## YOUR GOAL
Reproduce the listing below from the line with "Recreate this image" to the line with "import React from", both lines included, character for character, minus any pictures.

## SOURCE RECORDS
■ ■ ■ ■ ■

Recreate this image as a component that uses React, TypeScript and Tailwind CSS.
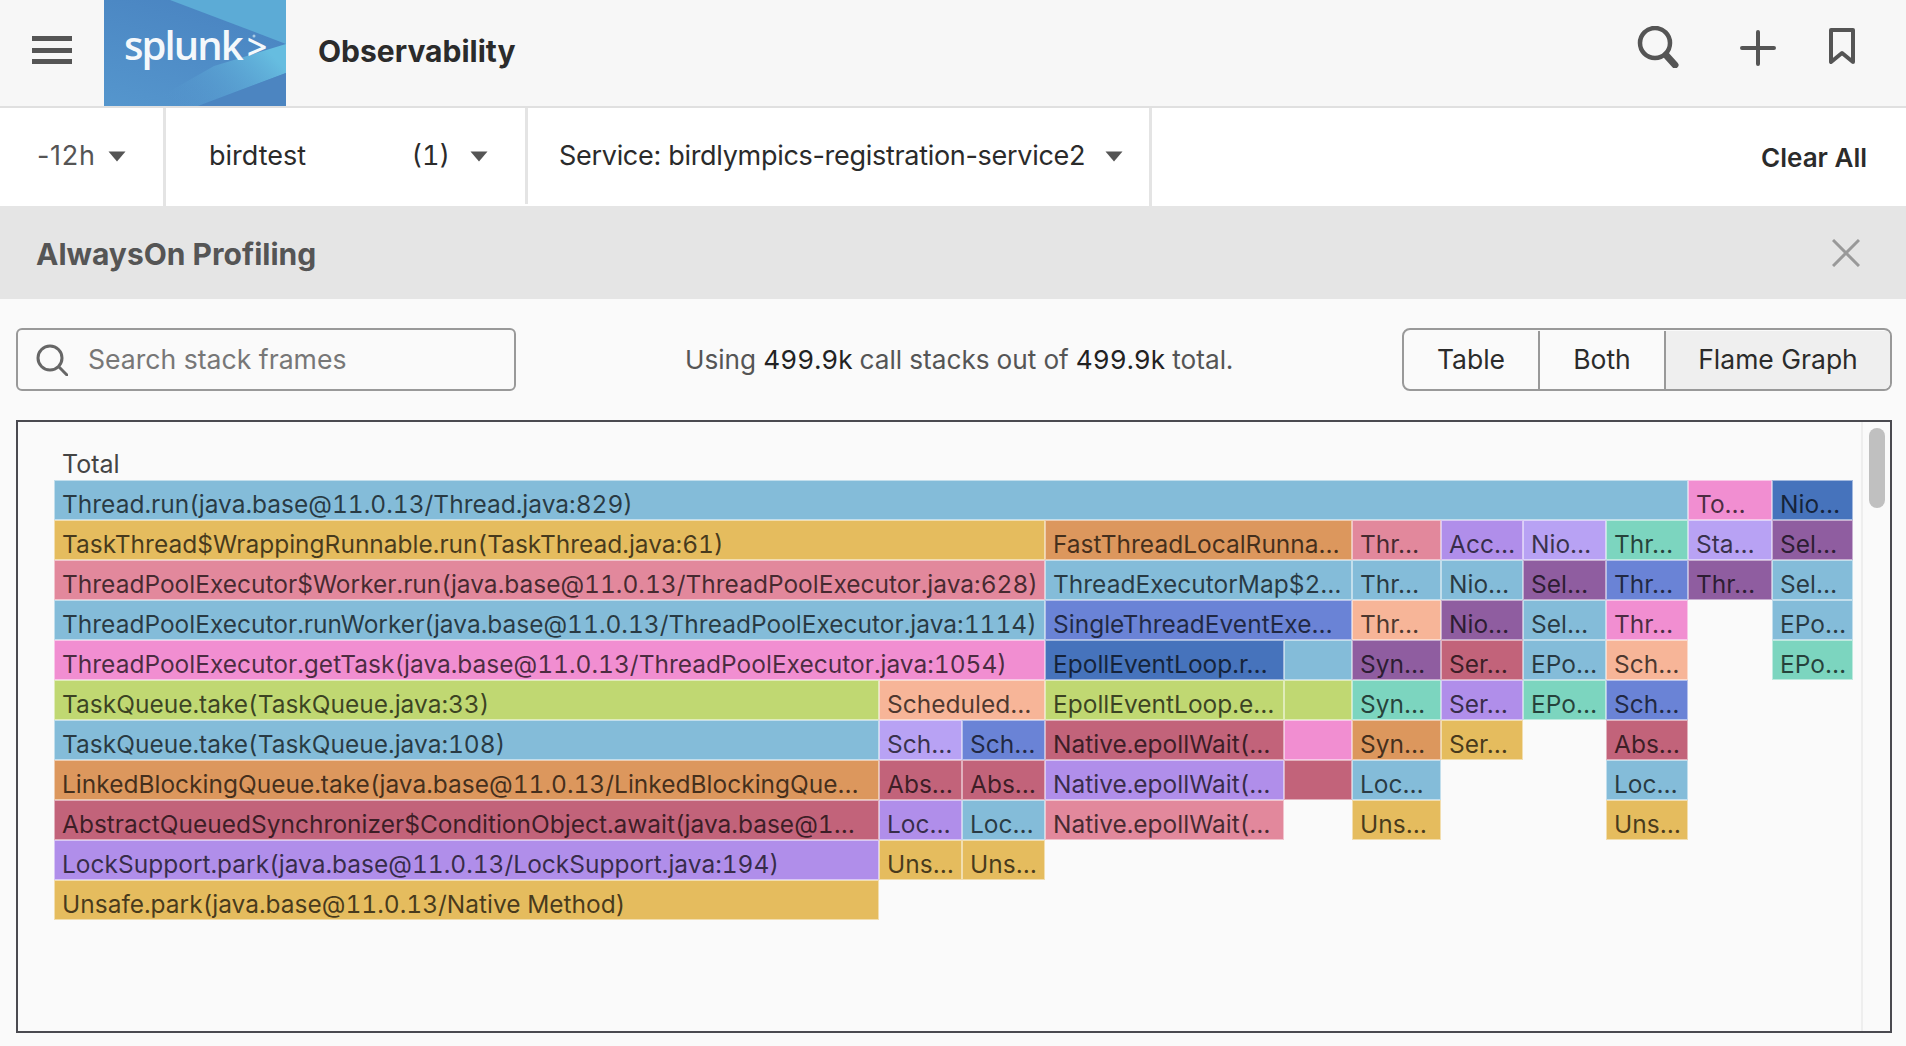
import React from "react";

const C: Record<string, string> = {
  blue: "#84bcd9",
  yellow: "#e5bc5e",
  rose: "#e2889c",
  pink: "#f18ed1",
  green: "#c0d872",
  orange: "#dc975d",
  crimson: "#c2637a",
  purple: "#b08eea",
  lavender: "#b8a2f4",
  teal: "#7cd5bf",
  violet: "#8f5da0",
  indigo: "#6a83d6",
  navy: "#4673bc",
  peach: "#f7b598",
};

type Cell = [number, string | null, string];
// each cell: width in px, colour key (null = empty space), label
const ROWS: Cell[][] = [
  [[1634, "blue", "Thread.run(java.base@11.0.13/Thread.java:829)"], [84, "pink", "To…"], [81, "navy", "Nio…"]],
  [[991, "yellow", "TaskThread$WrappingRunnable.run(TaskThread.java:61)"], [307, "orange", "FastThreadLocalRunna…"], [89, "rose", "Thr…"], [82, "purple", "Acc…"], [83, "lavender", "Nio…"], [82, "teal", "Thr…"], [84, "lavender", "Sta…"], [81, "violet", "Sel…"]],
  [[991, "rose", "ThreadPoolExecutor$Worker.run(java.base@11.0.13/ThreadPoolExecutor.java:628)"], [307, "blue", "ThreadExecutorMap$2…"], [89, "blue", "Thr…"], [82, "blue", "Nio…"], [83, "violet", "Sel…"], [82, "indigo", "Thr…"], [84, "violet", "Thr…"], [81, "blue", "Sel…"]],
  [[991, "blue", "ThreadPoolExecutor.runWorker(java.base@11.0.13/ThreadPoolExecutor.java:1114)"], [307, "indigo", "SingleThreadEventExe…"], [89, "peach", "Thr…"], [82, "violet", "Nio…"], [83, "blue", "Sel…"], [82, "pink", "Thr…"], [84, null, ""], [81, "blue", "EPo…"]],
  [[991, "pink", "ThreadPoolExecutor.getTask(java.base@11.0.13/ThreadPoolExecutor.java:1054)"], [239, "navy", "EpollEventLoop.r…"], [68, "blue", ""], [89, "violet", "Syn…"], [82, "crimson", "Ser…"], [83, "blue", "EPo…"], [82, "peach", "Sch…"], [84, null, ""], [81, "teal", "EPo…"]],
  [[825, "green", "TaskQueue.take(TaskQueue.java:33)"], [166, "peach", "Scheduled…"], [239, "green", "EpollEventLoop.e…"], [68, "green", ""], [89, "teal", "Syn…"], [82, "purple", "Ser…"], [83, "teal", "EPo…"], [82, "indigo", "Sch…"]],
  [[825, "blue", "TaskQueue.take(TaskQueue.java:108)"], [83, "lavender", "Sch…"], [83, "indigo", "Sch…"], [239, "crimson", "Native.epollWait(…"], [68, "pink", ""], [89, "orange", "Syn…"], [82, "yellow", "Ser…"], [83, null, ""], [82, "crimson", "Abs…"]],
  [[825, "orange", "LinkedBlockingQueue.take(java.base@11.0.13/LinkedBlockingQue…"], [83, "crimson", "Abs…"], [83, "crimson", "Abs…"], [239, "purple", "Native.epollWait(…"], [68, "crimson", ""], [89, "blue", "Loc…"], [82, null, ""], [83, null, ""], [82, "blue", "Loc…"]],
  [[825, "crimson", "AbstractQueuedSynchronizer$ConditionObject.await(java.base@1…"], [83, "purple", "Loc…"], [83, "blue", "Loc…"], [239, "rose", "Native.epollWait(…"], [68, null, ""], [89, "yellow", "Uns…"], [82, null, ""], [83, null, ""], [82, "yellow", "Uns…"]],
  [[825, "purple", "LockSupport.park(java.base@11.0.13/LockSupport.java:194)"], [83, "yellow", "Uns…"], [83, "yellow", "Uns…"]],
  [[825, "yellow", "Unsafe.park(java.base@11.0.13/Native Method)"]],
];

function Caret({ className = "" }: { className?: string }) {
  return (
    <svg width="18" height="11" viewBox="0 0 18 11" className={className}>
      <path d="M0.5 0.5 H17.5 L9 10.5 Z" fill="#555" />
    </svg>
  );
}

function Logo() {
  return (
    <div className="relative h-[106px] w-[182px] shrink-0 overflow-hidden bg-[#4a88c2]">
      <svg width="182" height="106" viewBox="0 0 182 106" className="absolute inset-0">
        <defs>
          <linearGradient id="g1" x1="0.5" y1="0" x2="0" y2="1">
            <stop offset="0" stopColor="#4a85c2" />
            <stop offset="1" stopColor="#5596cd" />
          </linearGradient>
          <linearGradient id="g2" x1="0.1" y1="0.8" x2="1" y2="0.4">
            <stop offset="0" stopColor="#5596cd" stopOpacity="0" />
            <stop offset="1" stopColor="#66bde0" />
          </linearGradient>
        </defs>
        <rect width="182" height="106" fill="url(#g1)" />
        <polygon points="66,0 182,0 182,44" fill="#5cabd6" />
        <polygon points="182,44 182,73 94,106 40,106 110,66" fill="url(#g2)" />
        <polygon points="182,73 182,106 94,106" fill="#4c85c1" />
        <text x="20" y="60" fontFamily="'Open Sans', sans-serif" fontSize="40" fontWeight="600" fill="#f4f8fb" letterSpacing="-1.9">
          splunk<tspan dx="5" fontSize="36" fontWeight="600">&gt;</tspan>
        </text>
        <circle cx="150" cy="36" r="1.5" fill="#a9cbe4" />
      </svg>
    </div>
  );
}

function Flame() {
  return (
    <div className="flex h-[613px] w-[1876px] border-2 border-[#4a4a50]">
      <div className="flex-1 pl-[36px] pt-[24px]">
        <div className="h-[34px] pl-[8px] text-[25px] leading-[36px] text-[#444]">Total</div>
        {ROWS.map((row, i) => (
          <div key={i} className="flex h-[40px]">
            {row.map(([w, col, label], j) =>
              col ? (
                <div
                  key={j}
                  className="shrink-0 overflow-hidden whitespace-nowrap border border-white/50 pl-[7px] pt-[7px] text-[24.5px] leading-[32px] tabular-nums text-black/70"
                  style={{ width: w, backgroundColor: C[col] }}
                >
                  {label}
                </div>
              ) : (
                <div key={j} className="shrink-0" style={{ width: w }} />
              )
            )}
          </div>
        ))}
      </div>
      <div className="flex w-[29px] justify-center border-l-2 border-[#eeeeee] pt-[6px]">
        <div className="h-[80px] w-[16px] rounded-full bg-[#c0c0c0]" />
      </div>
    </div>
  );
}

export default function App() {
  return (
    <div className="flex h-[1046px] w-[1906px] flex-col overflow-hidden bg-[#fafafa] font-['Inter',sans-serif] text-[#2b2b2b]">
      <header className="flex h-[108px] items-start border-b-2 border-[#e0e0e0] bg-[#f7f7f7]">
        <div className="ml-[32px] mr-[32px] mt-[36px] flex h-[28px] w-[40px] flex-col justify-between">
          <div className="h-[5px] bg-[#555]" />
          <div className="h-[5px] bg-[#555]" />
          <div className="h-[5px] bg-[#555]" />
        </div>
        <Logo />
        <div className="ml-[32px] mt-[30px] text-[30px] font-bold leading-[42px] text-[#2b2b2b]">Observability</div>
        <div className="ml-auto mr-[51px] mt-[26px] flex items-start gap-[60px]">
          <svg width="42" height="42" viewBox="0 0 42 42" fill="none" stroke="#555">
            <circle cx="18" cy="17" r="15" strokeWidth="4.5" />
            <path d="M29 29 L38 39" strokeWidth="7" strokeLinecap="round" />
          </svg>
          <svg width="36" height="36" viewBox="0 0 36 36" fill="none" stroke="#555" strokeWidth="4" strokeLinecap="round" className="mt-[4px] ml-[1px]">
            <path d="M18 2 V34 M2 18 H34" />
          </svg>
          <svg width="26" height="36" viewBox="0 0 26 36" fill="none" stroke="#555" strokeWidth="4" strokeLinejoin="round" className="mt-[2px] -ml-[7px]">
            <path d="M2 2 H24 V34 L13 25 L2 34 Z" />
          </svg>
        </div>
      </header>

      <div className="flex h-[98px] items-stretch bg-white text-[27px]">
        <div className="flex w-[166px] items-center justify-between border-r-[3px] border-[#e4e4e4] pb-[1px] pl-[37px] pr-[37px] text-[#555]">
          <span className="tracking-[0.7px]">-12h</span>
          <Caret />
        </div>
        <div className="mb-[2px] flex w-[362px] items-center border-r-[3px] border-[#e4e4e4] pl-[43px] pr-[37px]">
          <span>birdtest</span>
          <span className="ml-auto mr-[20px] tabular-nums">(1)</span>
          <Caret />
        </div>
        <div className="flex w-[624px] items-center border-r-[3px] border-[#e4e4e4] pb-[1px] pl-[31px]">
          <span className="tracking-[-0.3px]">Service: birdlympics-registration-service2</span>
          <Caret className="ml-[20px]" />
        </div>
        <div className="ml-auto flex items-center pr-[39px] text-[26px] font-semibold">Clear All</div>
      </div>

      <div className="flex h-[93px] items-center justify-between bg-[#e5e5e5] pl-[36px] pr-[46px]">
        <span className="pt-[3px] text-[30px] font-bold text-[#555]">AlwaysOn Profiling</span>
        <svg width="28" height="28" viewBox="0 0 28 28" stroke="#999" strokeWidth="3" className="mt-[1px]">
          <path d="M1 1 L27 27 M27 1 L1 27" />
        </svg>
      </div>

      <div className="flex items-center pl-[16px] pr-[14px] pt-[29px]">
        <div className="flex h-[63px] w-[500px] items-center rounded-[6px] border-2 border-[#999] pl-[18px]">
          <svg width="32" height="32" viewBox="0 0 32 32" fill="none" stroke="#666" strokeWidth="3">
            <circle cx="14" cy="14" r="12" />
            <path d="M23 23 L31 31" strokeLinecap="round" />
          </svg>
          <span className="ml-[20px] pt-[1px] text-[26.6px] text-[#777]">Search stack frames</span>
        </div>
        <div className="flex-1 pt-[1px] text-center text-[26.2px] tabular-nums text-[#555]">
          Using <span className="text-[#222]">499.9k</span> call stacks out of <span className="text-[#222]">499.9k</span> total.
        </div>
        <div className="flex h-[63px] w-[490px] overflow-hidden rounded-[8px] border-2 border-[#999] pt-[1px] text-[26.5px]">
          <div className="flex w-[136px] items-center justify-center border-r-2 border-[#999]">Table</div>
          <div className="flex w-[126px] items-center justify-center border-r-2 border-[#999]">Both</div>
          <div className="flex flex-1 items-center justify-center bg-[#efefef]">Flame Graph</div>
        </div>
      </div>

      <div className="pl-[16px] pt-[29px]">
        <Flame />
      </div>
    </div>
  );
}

■ ■ ■ ■ ■

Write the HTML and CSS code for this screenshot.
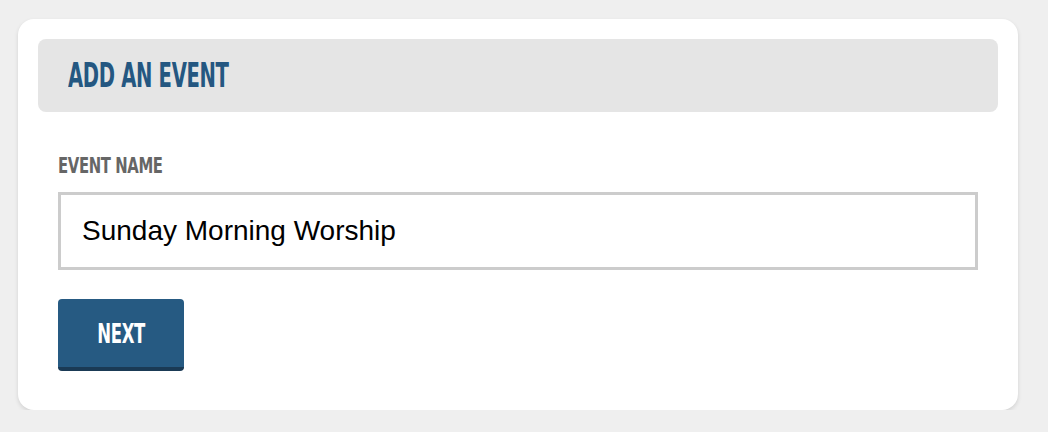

■ ■ ■ ■ ■

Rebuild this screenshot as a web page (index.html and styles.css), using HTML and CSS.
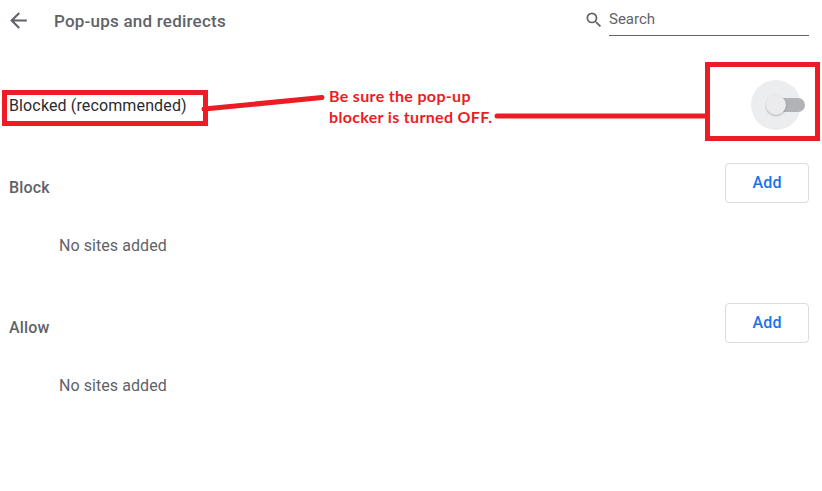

■ ■ ■ ■ ■

## RESPONSE TO THE TASK
Recreate this image as a component that uses React, TypeScript and Tailwind CSS.
import React from "react";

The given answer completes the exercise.